Successful actions will result in the Heat gauge building up, allowing Kiryu to unleash a particularly brutal finisher depending on a context. Equipping a pair of pliers will let him pull out someone’s tooth, while standing with his back against the wall will let him use the opponent’s momentum to destroy one of their limbs. These injuries aren’t permanent, much like cartoon violence, and opponents will continue to fight until their health is depleted. Kiryu may also expand on his moveset by leveling up. Some boss fights still suffer from their dated, over a decade-old design, but the increased number of options available to the player will mitigate many of the issues these confrontations had. Ultimately, fights can be challenging but thrilling, and Heat actions manage to feel incredibly rewarding rather than obtrusive.

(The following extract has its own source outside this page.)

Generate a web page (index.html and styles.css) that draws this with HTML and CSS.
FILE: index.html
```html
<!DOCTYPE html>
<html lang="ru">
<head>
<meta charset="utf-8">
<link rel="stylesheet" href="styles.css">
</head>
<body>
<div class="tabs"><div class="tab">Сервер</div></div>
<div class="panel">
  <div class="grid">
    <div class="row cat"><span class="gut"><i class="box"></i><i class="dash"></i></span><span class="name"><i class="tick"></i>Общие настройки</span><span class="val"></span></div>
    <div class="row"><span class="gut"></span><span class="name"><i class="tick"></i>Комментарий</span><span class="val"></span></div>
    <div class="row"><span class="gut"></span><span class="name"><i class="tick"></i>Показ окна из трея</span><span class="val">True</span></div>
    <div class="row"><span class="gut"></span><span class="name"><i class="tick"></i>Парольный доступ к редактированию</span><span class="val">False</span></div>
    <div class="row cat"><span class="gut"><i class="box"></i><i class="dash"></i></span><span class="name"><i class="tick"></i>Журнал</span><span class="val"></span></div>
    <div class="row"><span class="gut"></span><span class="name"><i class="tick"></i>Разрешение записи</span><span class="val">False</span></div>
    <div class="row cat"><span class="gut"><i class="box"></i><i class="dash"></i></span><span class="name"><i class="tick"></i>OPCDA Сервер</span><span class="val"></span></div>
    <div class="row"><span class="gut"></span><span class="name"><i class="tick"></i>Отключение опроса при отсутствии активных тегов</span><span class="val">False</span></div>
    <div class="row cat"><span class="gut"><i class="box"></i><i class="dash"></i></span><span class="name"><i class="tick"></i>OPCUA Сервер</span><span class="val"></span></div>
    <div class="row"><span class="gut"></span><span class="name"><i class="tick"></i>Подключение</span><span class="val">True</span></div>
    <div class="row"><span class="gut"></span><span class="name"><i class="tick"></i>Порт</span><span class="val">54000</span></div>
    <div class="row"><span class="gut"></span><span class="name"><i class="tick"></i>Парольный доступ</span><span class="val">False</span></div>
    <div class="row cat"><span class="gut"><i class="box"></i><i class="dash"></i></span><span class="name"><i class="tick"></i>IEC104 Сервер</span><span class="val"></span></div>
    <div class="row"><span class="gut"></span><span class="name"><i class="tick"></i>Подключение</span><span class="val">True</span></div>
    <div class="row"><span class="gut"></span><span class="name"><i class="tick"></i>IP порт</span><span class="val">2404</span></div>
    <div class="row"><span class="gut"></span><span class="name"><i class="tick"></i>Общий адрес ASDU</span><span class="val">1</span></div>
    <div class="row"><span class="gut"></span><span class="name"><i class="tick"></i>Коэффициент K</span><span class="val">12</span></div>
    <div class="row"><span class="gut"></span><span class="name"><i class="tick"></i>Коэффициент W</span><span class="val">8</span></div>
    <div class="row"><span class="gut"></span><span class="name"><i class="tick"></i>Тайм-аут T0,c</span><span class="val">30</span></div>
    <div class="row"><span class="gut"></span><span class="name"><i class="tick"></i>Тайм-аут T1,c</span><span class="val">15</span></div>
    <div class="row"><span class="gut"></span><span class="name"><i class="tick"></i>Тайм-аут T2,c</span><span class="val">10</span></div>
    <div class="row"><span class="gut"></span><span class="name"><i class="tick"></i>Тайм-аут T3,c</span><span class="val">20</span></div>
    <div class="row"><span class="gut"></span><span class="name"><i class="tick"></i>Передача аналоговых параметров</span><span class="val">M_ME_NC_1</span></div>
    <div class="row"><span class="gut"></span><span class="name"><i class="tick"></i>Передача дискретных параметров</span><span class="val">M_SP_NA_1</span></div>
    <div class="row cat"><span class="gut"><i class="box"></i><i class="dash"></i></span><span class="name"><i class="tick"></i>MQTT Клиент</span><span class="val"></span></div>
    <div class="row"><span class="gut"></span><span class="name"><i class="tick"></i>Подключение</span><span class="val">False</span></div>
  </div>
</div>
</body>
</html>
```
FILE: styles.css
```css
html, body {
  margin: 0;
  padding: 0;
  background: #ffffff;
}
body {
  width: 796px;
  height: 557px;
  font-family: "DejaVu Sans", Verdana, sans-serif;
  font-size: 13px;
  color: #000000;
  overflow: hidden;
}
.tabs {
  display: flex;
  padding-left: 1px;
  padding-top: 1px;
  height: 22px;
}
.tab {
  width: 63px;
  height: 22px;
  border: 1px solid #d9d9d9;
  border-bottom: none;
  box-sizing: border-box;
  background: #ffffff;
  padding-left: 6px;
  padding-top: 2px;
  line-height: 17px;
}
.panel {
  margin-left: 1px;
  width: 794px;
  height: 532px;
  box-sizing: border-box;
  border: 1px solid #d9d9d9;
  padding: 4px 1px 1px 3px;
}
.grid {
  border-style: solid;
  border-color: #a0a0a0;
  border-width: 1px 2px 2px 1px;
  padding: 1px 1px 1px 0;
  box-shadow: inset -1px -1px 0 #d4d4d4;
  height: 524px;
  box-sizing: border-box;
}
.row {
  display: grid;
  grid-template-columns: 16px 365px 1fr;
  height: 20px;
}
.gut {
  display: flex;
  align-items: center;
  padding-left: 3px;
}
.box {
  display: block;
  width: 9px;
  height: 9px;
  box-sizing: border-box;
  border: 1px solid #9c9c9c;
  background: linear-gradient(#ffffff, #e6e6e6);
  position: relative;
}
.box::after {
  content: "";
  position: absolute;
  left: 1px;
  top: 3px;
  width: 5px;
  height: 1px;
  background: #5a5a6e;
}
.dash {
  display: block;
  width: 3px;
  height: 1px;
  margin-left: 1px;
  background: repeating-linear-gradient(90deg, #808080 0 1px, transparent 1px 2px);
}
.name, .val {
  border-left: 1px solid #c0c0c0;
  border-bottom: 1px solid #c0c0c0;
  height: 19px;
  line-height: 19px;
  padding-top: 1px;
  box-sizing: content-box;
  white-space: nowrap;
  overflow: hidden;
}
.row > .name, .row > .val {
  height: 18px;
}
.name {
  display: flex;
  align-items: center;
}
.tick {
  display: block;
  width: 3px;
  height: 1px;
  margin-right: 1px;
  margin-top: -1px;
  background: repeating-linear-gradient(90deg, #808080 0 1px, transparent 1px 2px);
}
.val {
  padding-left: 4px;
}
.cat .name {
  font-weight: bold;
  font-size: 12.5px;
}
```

Outside of battle, players will be able to enjoy what Kamurocho has on offer. The most notable is probably the karaoke—a rhythm game which will find the players witnessing an absurd, dreamlike scene randomly in the middle of the small, private room when performing well. Cabaret clubs are open, and Kiryu can pick up some dates here—even taking them to karaoke should the player wish. The pocket racing minigame from Yakuza 0 makes a return, and players can also go bowling, playing darts, or hit a few homeruns whenever they feel like. Of course, gambling is available too. Kamurocho is an incredibly versatile playground.
Kiwami doesn’t replace the original. The original Yakuza is an interesting retrospective, featuring a somewhat more down-to-Earth depiction of Kamurocho. However, Kiwami serves as a brilliant follow-up to Yakuza 0 in its own right. It was honestly really hard to put down in order to even write this review. Yakuza Kiwami is just an absolute blast.